Write out the data again exactly, skipping every picture.
- - -
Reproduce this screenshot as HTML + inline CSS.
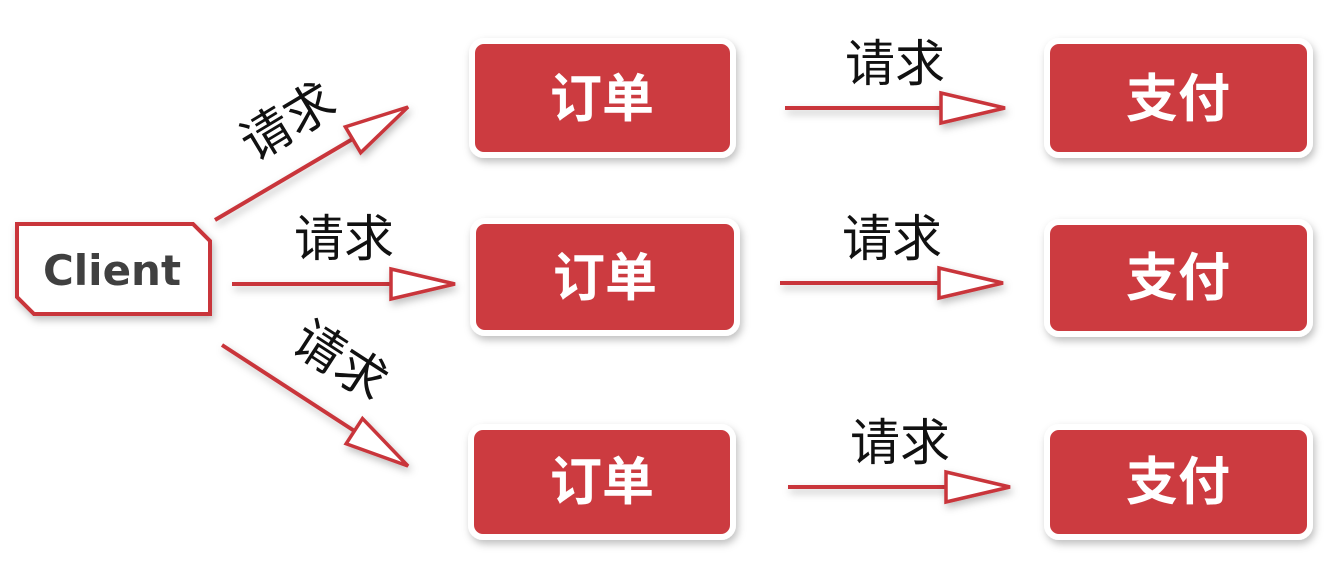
<!DOCTYPE html>
<html><head><meta charset="utf-8"><style>
html,body{margin:0;padding:0;background:#fff;width:1344px;height:576px;overflow:hidden}
svg{display:block}
.t{font-family:"Liberation Sans","Noto Sans CJK SC",sans-serif;font-size:50px;fill:#111}
.b{font-family:"Liberation Sans","Noto Sans CJK SC",sans-serif;font-size:52px;font-weight:bold;fill:#fff}
</style></head><body>
<svg width="1344" height="576" viewBox="0 0 1344 576">
<defs>
<filter id="sh" x="-20%" y="-20%" width="140%" height="150%"><feDropShadow dx="2" dy="4" stdDeviation="4" flood-color="#000" flood-opacity="0.25"/></filter>
<g id="ah"><polygon points="0,0 -64,-15 -64,15" fill="#fff" stroke="#c9353b" stroke-width="3.5" stroke-linejoin="miter"/></g>
</defs>
<polygon points="17,224 193,224 210,241 210,314 34,314 17,297" fill="#fff" stroke="#c9353b" stroke-width="4" filter="url(#sh)"/>
<text x="112" y="285" text-anchor="middle" style="font-family:'DejaVu Sans','Liberation Sans',sans-serif;font-size:42px;font-weight:bold;fill:#404040">Client</text>
<g stroke="#c9353b" stroke-width="4" filter="url(#sh)">
<line x1="215" y1="220" x2="356" y2="137"/>
<line x1="232" y1="284" x2="392" y2="284"/>
<line x1="222" y1="345" x2="356" y2="432"/>
<line x1="785" y1="108" x2="942" y2="108"/>
<line x1="780" y1="283" x2="940" y2="283"/>
<line x1="788" y1="487" x2="947" y2="487"/>
</g>
<g filter="url(#sh)">
<use href="#ah" transform="translate(408,107) rotate(-30.8)"/>
<use href="#ah" transform="translate(455,284)"/>
<use href="#ah" transform="translate(408,466) rotate(33)"/>
<use href="#ah" transform="translate(1005,108)"/>
<use href="#ah" transform="translate(1003,283)"/>
<use href="#ah" transform="translate(1010,487)"/>
</g>
<text class="t" transform="translate(290,125) rotate(-31)" text-anchor="middle" dominant-baseline="middle">请求</text>
<text class="t" x="344" y="256" text-anchor="middle">请求</text>
<text class="t" transform="translate(338,364) rotate(33)" text-anchor="middle" dominant-baseline="middle">请求</text>
<text class="t" x="895" y="81" text-anchor="middle">请求</text>
<text class="t" x="892" y="256" text-anchor="middle">请求</text>
<text class="t" x="900" y="460" text-anchor="middle">请求</text>
<g fill="#cc3b3f" stroke="#fff" stroke-width="6" filter="url(#sh)">
<rect x="472" y="41" width="261" height="114" rx="12"/>
<rect x="473" y="221" width="264" height="112" rx="12"/>
<rect x="471" y="427" width="262" height="110" rx="12"/>
<rect x="1047" y="41" width="263" height="114" rx="12"/>
<rect x="1047" y="222" width="263" height="112" rx="12"/>
<rect x="1047" y="427" width="263" height="110" rx="12"/>
</g>
<text class="b" x="602" y="117" text-anchor="middle">订单</text>
<text class="b" x="605" y="296" text-anchor="middle">订单</text>
<text class="b" x="602" y="500" text-anchor="middle">订单</text>
<text class="b" x="1178" y="117" text-anchor="middle">支付</text>
<text class="b" x="1178" y="296" text-anchor="middle">支付</text>
<text class="b" x="1178" y="500" text-anchor="middle">支付</text>
</svg>
</body></html>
- - -
### The solution:
Reproduce this screenshot as HTML + inline CSS.
<!DOCTYPE html>
<html><head><meta charset="utf-8"><style>
html,body{margin:0;padding:0;background:#fff;width:1344px;height:576px;overflow:hidden}
svg{display:block}
.t{font-family:"Liberation Sans","Noto Sans CJK SC",sans-serif;font-size:50px;fill:#111}
.b{font-family:"Liberation Sans","Noto Sans CJK SC",sans-serif;font-size:52px;font-weight:bold;fill:#fff}
</style></head><body>
<svg width="1344" height="576" viewBox="0 0 1344 576">
<defs>
<filter id="sh" x="-20%" y="-20%" width="140%" height="150%"><feDropShadow dx="2" dy="4" stdDeviation="4" flood-color="#000" flood-opacity="0.25"/></filter>
<g id="ah"><polygon points="0,0 -64,-15 -64,15" fill="#fff" stroke="#c9353b" stroke-width="3.5" stroke-linejoin="miter"/></g>
</defs>
<polygon points="17,224 193,224 210,241 210,314 34,314 17,297" fill="#fff" stroke="#c9353b" stroke-width="4" filter="url(#sh)"/>
<text x="112" y="285" text-anchor="middle" style="font-family:'DejaVu Sans','Liberation Sans',sans-serif;font-size:42px;font-weight:bold;fill:#404040">Client</text>
<g stroke="#c9353b" stroke-width="4" filter="url(#sh)">
<line x1="215" y1="220" x2="356" y2="137"/>
<line x1="232" y1="284" x2="392" y2="284"/>
<line x1="222" y1="345" x2="356" y2="432"/>
<line x1="785" y1="108" x2="942" y2="108"/>
<line x1="780" y1="283" x2="940" y2="283"/>
<line x1="788" y1="487" x2="947" y2="487"/>
</g>
<g filter="url(#sh)">
<use href="#ah" transform="translate(408,107) rotate(-30.8)"/>
<use href="#ah" transform="translate(455,284)"/>
<use href="#ah" transform="translate(408,466) rotate(33)"/>
<use href="#ah" transform="translate(1005,108)"/>
<use href="#ah" transform="translate(1003,283)"/>
<use href="#ah" transform="translate(1010,487)"/>
</g>
<text class="t" transform="translate(290,125) rotate(-31)" text-anchor="middle" dominant-baseline="middle">请求</text>
<text class="t" x="344" y="256" text-anchor="middle">请求</text>
<text class="t" transform="translate(338,364) rotate(33)" text-anchor="middle" dominant-baseline="middle">请求</text>
<text class="t" x="895" y="81" text-anchor="middle">请求</text>
<text class="t" x="892" y="256" text-anchor="middle">请求</text>
<text class="t" x="900" y="460" text-anchor="middle">请求</text>
<g fill="#cc3b3f" stroke="#fff" stroke-width="6" filter="url(#sh)">
<rect x="472" y="41" width="261" height="114" rx="12"/>
<rect x="473" y="221" width="264" height="112" rx="12"/>
<rect x="471" y="427" width="262" height="110" rx="12"/>
<rect x="1047" y="41" width="263" height="114" rx="12"/>
<rect x="1047" y="222" width="263" height="112" rx="12"/>
<rect x="1047" y="427" width="263" height="110" rx="12"/>
</g>
<text class="b" x="602" y="117" text-anchor="middle">订单</text>
<text class="b" x="605" y="296" text-anchor="middle">订单</text>
<text class="b" x="602" y="500" text-anchor="middle">订单</text>
<text class="b" x="1178" y="117" text-anchor="middle">支付</text>
<text class="b" x="1178" y="296" text-anchor="middle">支付</text>
<text class="b" x="1178" y="500" text-anchor="middle">支付</text>
</svg>
</body></html>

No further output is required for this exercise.